Saturday, September 1, 2012

Indiana State Police Marijuana Eradication Team

HARBESON: Weed it and weep

JEFFERSONVILLE — The Indiana State Police has a very special team of people performing very special work this time of year. Dressed in camouflage, these government employees get paid to traipse around Southern Indiana counties and pull weeds out of the ground.

The ISP’s Marijuana Eradication Team wants you to believe this is important work. Somehow every pot plant they manage to successfully creep up on and wrestle to the ground makes your community safer. See, it’s these green leafy stalks that put communities in danger of violence, not the black market created by the government’s prohibition on voluntary trade of this particular agricultural product.

The weeds these guys get paid to hunt down are usually hidden inside corn fields, which is so ironic considering how important corn was as an ingredient in illegal products distilled during alcohol prohibition. Yet now it’s perfectly fine if these fellows, thirsty from a hard day’s work among the vegetation, decide to go out after work, probably around 4:20 or so, and throw down a few shots of corn-based whiskey, toasting themselves for eradicating a couple of marijuana plants.

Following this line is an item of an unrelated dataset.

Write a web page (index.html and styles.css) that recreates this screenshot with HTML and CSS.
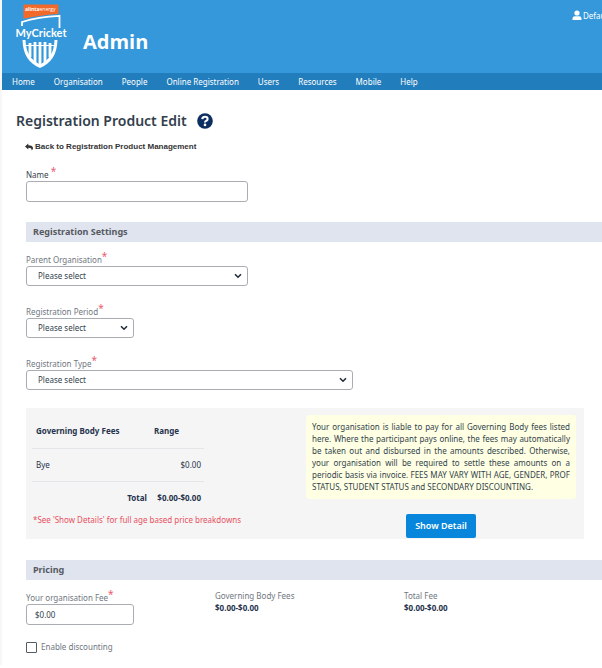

There is a double irony to the prohibited pot plant being hidden inside corn fields. Corn has grown tall in the market due in part to lots of government favor over the years and the subsidized plant has been used to make a product known as high fructose corn syrup (HFCS). HFCS is used in loads of processed foods, which has enabled sugar addicts to obtain a cheap high, which has helped cause an increase in obesity, which can lead to many assorted health problems and even early death.

But hey, marijuana, that’s the bad stuff.

Oh and meanwhile, as this group of government employees is running around ripping roots, we find out that inmates inside several of Indiana’s prisons have been successfully operating a flourishing drug business while sitting in the government cages.

So while you are constantly being fed the baloney by one group of government agents that the government’s drug war is actually a positive action, other government agents are failing to control the drug trade even when they catch people, lock them up and force you to pay to house, clothe and feed them.

The only validity to pulling weeds that even comes close to actually looking like it could involve defending against aggression is the illegitimate use of a farmer’s land without his permission, which means the land owner’s property rights are being violated.

That thought doesn’t really take one very far though because the main reason the marijuana plant growers invade the farmers’ property in the first place is because of the government prohibition. So we’re back where we started — just like the Marijuana Eradication Team is back where it started when a new growing season rolls around.

Growing plants on other people’s property without their permission is not a big problem otherwise as far as I know. I don’t really hear stories about people clearing out parts of someone else’s corn field to grow a stash of tomatoes. We might if the government suddenly decided to prohibit tomatoes though wouldn’t we?

I don’t know what’s worse, paying these guys to weed someone’s garden or hearing them pontificate about their work in terms of the supposed street value (a distorted price created by prohibition) of the plants they confiscate and pretending that slicing a few stalks is doing much of anything to stop the marijuana drug trade.

There is good news though. Despite the fact that the people who make money off of prohibition keep trying, fewer and fewer people are willing to inhale the government propaganda that groups like the Marijuana Eradication Team use to justify their jobs.

— Clark County resident Debbie Harbeson is thinking about forming a Government Eradication Team.